Recorded information:

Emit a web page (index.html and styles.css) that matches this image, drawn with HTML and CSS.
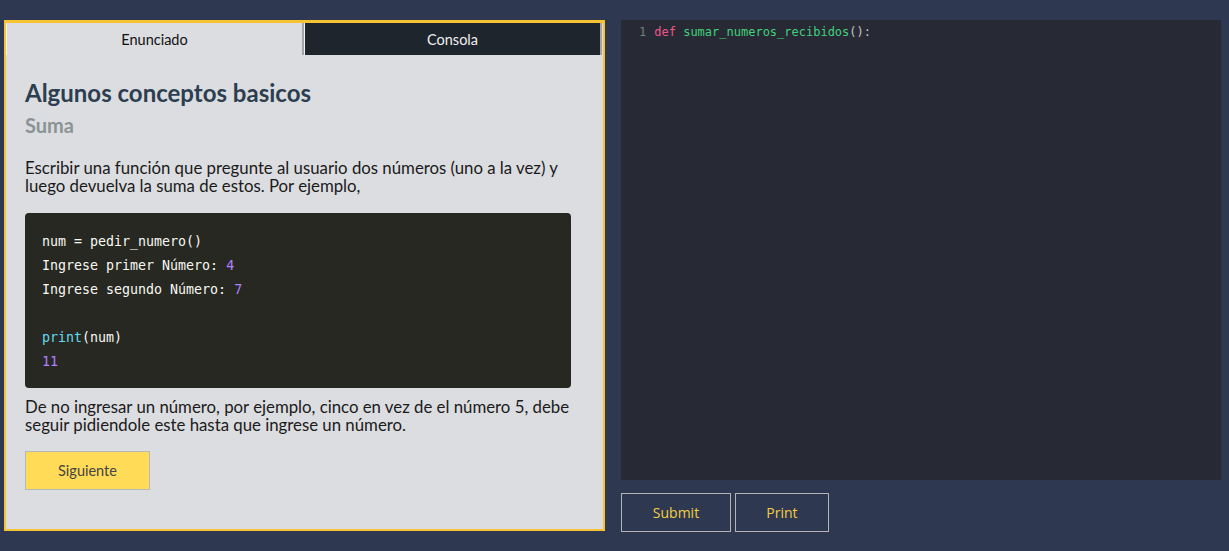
FILE: index.html
```html
<!DOCTYPE html>
<html lang="es">
<head>
<meta charset="utf-8">
<title>Suma</title>
<link rel="stylesheet" href="styles.css">
</head>
<body>
<div class="layout">
  <section class="panel">
    <div class="tabs">
      <button class="tab tab-active">Enunciado</button>
      <button class="tab tab-dark">Consola</button>
    </div>
    <div class="content">
      <h1 class="title">Algunos conceptos basicos</h1>
      <h2 class="subtitle">Suma</h2>
      <p class="text">Escribir una función que pregunte al usuario dos números (uno a la vez) y luego devuelva la suma de estos. Por ejemplo,</p>
      <pre class="code"><code>num = pedir_numero()
Ingrese primer Número: <span class="num">4</span>
Ingrese segundo Número: <span class="num">7</span>

<span class="fn">print</span>(num)
<span class="num">11</span></code></pre>
      <p class="text">De no ingresar un número, por ejemplo, cinco en vez de el número 5, debe seguir pidiendole este hasta que ingrese un número.</p>
      <button class="next">Siguiente</button>
    </div>
  </section>
  <section class="side">
    <div class="editor">
      <div class="line"><span class="ln">1</span><span class="kw">def</span> <span class="def">sumar_numeros_recibidos</span><span class="punc">():</span></div>
    </div>
    <div class="actions">
      <button class="action action-submit">Submit</button>
      <button class="action action-print">Print</button>
    </div>
  </section>
</div>
</body>
</html>
```
FILE: styles.css
```css
html, body {
  margin: 0;
  padding: 0;
  background: #2e3850;
}
body {
  font-family: "Lato", "Open Sans", sans-serif;
}
.layout {
  display: grid;
  grid-template-columns: 601px 600px;
  column-gap: 16px;
  padding: 20px 8px 0 4px;
  align-items: start;
}
.panel {
  background: #dcdde0;
  border: 2px solid #f7c333;
  border-top-width: 3px;
  box-sizing: border-box;
  height: 511px;
}
.tabs {
  display: flex;
  height: 32px;
  padding-right: 1px;
}
.tab {
  flex: 1;
  margin: 0;
  font-family: "Lato", "Open Sans", sans-serif;
  font-size: 14.5px;
  border: none;
  border-left: 1px solid #f4f4f4;
  border-right: 2px solid #a4a4a4;
  padding: 0;
  cursor: pointer;
}
.tab-active {
  background: #dcdde0;
  color: #111;
}
.tab-dark {
  background: #1f252d;
  color: #f0f0f0;
}
.content {
  padding: 22px 21px 0 19px;
}
.title {
  margin: 0;
  font-size: 24px;
  font-weight: 700;
  color: #2c3e50;
  line-height: 32px;
}
.subtitle {
  margin: 3px 0 0;
  font-size: 20px;
  font-weight: 700;
  color: #8a9494;
  line-height: 26px;
}
.text {
  margin: 21px 0 0;
  font-size: 16.8px;
  line-height: 18px;
  color: #1a1a1a;
}
.code {
  margin: 18px 11px 0 0;
  background: #272822;
  border-radius: 4px;
  padding: 17px 17px 14px;
  color: #f8f8f2;
  font-family: "DejaVu Sans Mono", "Liberation Mono", monospace;
  font-size: 13.3px;
  line-height: 24px;
}
.code + .text {
  margin-top: 10px;
}
.num { color: #ae81ff; }
.fn { color: #66d9ef; }
.next {
  margin-top: 17px;
  width: 125px;
  height: 39px;
  background: #ffdb58;
  border: 1px solid #b8b8b8;
  color: #444;
  font-family: "Lato", "Open Sans", sans-serif;
  font-size: 14.5px;
  cursor: pointer;
}
.side {
  display: flex;
  flex-direction: column;
}
.editor {
  background: #272935;
  height: 460px;
  padding: 4px 0 0 18px;
  box-sizing: border-box;
  font-family: "DejaVu Sans Mono", "Liberation Mono", monospace;
  font-size: 12px;
  line-height: 16px;
  color: #cfcfcf;
}
.ln {
  color: #6f7f74;
  margin-right: 8px;
}
.kw { color: #f0568a; }
.def { color: #43d17a; }
.punc { color: #c8c8c8; }
.actions {
  display: flex;
  gap: 4px;
  margin-top: 13px;
}
.action {
  height: 39px;
  background: transparent;
  border: 1px solid #b4b4b8;
  color: #f2cf43;
  font-family: "Open Sans", "Noto Sans", sans-serif;
  font-size: 14px;
  cursor: pointer;
}
.action-submit { width: 110px; }
.action-print { width: 94px; }
```
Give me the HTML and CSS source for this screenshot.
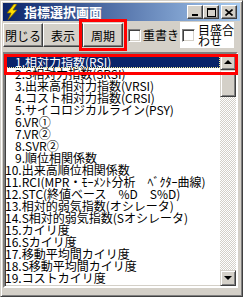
FILE: index.html
```html
<!DOCTYPE html>
<html lang="ja">
<head>
    <meta charset="UTF-8">
    <title>指標選択画面</title>
    <link rel="stylesheet" href="styles.css">
</head>
<body>
    <div class="win">
        <!-- Title bar -->
        <div class="titlebar">
            <svg class="app-icon" width="12" height="16" viewBox="0 0 12 16">
                <polygon points="8,0 1,9 5,9 2,16 11,6 7,6 11,0" fill="#ffe000" stroke="#7a6000" stroke-width="0.8"/>
            </svg>
            <span class="title">指標選択画面</span>
            <div class="tb-btns">
                <span class="tb-btn">
                    <svg width="8" height="9"><rect x="1" y="6" width="6" height="2" fill="#000"/></svg>
                </span>
                <span class="tb-btn">
                    <svg width="9" height="9"><rect x="0.5" y="0.5" width="8" height="8" fill="none" stroke="#000"/><rect x="0" y="0" width="9" height="2" fill="#000"/></svg>
                </span>
                <span class="tb-btn close">
                    <svg width="8" height="7"><path d="M0.5 0.5l7 6M7.5 0.5l-7 6" stroke="#000" stroke-width="1.6"/></svg>
                </span>
            </div>
        </div>

        <!-- Toolbar -->
        <div class="toolbar">
            <button class="btn">閉じる</button>
            <button class="btn">表示</button>
            <button class="btn marked">周期</button>
            <label class="chk"><span class="box"></span><span class="lbl">重書き</span></label>
            <label class="chk white"><span class="box"></span><span class="lbl two">目盛合<br>わせ</span></label>
        </div>

        <!-- List -->
        <div class="listbox">
            <ul class="items">
                <li class="one sel">1.相対力指数(RSI)</li>
                <li class="one">2.S相対力指数(SRSI)</li>
                <li class="one">3.出来高相対力指数(VRSI)</li>
                <li class="one">4.コスト相対力指数(CRSI)</li>
                <li class="one">5.サイコロジカルライン(PSY)</li>
                <li class="one">6.VR①</li>
                <li class="one">7.VR②</li>
                <li class="one">8.SVR②</li>
                <li class="one">9.順位相関係数</li>
                <li>10.出来高順位相関係数</li>
                <li>11.RCI(MPR・ﾓｰﾒﾝﾄ分析　ﾍﾞｸﾀｰ曲線)</li>
                <li>12.STC(終値ベース　%D　S%D)</li>
                <li>13.相対的弱気指数(オシレータ)</li>
                <li>14.S相対的弱気指数(Sオシレータ)</li>
                <li>15.カイリ度</li>
                <li>16.Sカイリ度</li>
                <li>17.移動平均間カイリ度</li>
                <li>18.S移動平均間カイリ度</li>
                <li>19.コストカイリ度</li>
            </ul>
            <div class="scrollbar">
                <span class="sb-btn"><span class="arr up"></span></span>
                <span class="sb-thumb"></span>
                <span class="sb-track"></span>
                <span class="sb-btn"><span class="arr down"></span></span>
            </div>
            <div class="mark-row"></div>
        </div>
    </div>
</body>
</html>
```

FILE: styles.css
```css
body {
    margin: 0;
    background: #d4d0c8;
    font-family: "Noto Sans CJK JP", sans-serif;
    font-size: 12px;
}
.win {
    box-sizing: border-box;
    width: 243px;
    height: 297px;
    padding: 2px;
    background: #d4d0c8;
    border: 1px solid;
    border-color: #d4d0c8 #404040 #404040 #d4d0c8;
    box-shadow: inset 1px 1px #fff, inset -1px -1px #808080;
}
.titlebar {
    height: 18px;
    display: flex;
    align-items: center;
    padding: 0 3px 0 3px;
    background: linear-gradient(to right, #0a246a, #a6caf0);
}
.app-icon {
    display: block;
    margin-right: 6px;
}
.title {
    color: #fff;
    font-weight: bold;
    font-size: 13px;
    line-height: 18px;
}
.tb-btns {
    margin-left: auto;
    display: flex;
}
.tb-btn {
    box-sizing: border-box;
    width: 16px;
    height: 14px;
    display: flex;
    align-items: center;
    justify-content: center;
    background: #d4d0c8;
    border: 1px solid;
    border-color: #fff #404040 #404040 #fff;
    box-shadow: inset -1px -1px #808080;
}
.tb-btn svg {
    display: block;
}
.tb-btn.close {
    margin-left: 2px;
}
.toolbar {
    height: 26px;
    margin-top: 1px;
    display: flex;
    align-items: center;
}
.btn {
    box-sizing: border-box;
    width: 40px;
    height: 24px;
    padding: 0;
    font-family: inherit;
    font-size: 12px;
    color: #000;
    background: #d4d0c8;
    border: 1px solid;
    border-color: #fff #404040 #404040 #fff;
    box-shadow: inset -1px -1px #808080, inset 1px 1px #d4d0c8;
}
.btn.marked {
    outline: 3px solid #ff0000;
    outline-offset: 1px;
}
.chk {
    display: flex;
    align-items: center;
    margin-left: 5px;
}
.box {
    box-sizing: border-box;
    width: 13px;
    height: 13px;
    background: #fff;
    border: 1px solid;
    border-color: #808080 #fff #fff #808080;
    box-shadow: inset 1px 1px #404040, inset -1px -1px #d4d0c8;
}
.lbl {
    margin-left: 2px;
    line-height: 12px;
}
.chk.white {
    margin-left: auto;
    margin-right: 6px;
    width: 54px;
    height: 26px;
    padding-left: 2px;
    box-sizing: border-box;
    background: #fff;
}
.lbl.two {
    margin-left: 3px;
    line-height: 11px;
}
.listbox {
    position: relative;
    box-sizing: border-box;
    height: 236px;
    margin: 4px 2px 0 0;
    display: flex;
    background: #fff;
    border: 2px solid;
    border-color: #808080 #fff #fff #808080;
    box-shadow: inset 1px 1px #404040, inset -1px -1px #d4d0c8;
}
.items {
    flex: 1;
    list-style: none;
    margin: 0;
    padding: 2px 0 0 0;
    overflow: hidden;
}
.items li {
    height: 12px;
    line-height: 12px;
    white-space: nowrap;
    color: #000;
}
.items li.one {
    padding-left: 10px;
}
.items li.sel {
    background: #0a246a;
    color: #fff;
    outline: 1px dotted #f0e890;
    outline-offset: -1px;
}
.scrollbar {
    width: 16px;
    display: flex;
    flex-direction: column;
}
.sb-btn, .sb-thumb {
    box-sizing: border-box;
    width: 16px;
    height: 16px;
    display: flex;
    align-items: center;
    justify-content: center;
    background: #d4d0c8;
    border: 1px solid;
    border-color: #d4d0c8 #404040 #404040 #d4d0c8;
    box-shadow: inset 1px 1px #fff, inset -1px -1px #808080;
}
.sb-thumb {
    height: 27px;
}
.sb-track {
    flex: 1;
    background: repeating-conic-gradient(#fff 0 25%, #d4d0c8 0 50%) 0 0 / 2px 2px;
}
.arr {
    width: 0;
    height: 0;
    border-left: 4px solid transparent;
    border-right: 4px solid transparent;
}
.arr.up {
    border-bottom: 4px solid #000;
}
.arr.down {
    border-top: 4px solid #000;
}
.mark-row {
    position: absolute;
    left: -1px;
    top: 0;
    right: -2px;
    height: 15px;
    border: 3px solid #ff0000;
}
```
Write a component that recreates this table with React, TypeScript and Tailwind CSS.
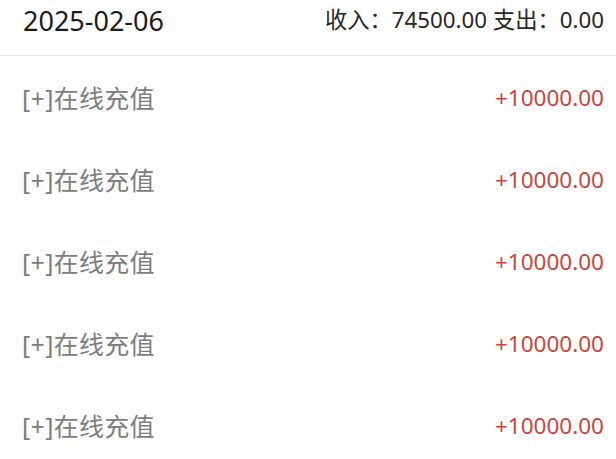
import React from "react";

const font = { fontFamily: '"Noto Sans", "Noto Sans CJK SC", sans-serif' };

export default function App() {
  const rows = [1, 2, 3, 4, 5];
  return (
    <div className="w-[616px] h-[459px] overflow-hidden bg-white" style={font}>
      <div className="flex items-center justify-between h-[56px] pl-[23px] pr-[12px] border-b border-[#e6e6e6]">
        <span className="text-[27px] text-[#1c1c1c] leading-none -mt-[14px]">2025-02-06</span>
        <span className="text-[22.3px] text-[#262626] leading-none -mt-[14px]">收入：74500.00 支出：0.00</span>
      </div>
      {rows.map((r) => (
        <div key={r} className="flex items-center justify-between h-[82px] pl-[22px] pr-[12px] pt-[2px]">
          <span className="text-[25px] tracking-[0.3px] text-[#7d7d7d] leading-none">[+]在线充值</span>
          <span className="text-[22.5px] text-[#c8463d] leading-none">+10000.00</span>
        </div>
      ))}
    </div>
  );
}
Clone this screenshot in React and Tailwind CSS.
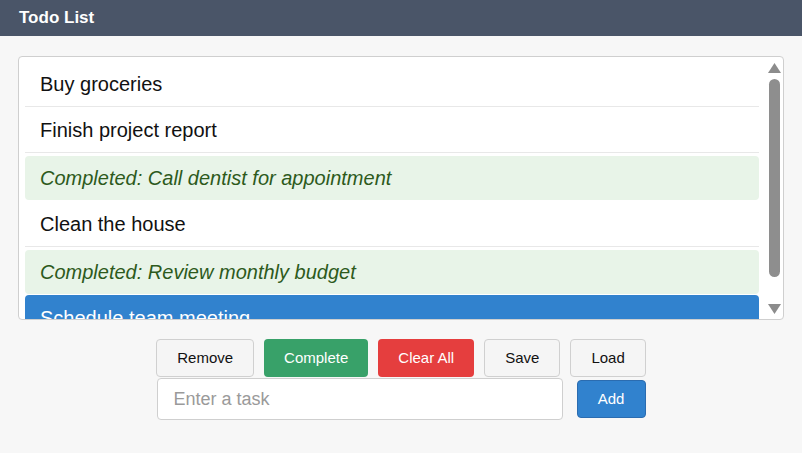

Exercise aim: Count the lines of these entries that hold the string "this", and give only that number.

The completed task: 4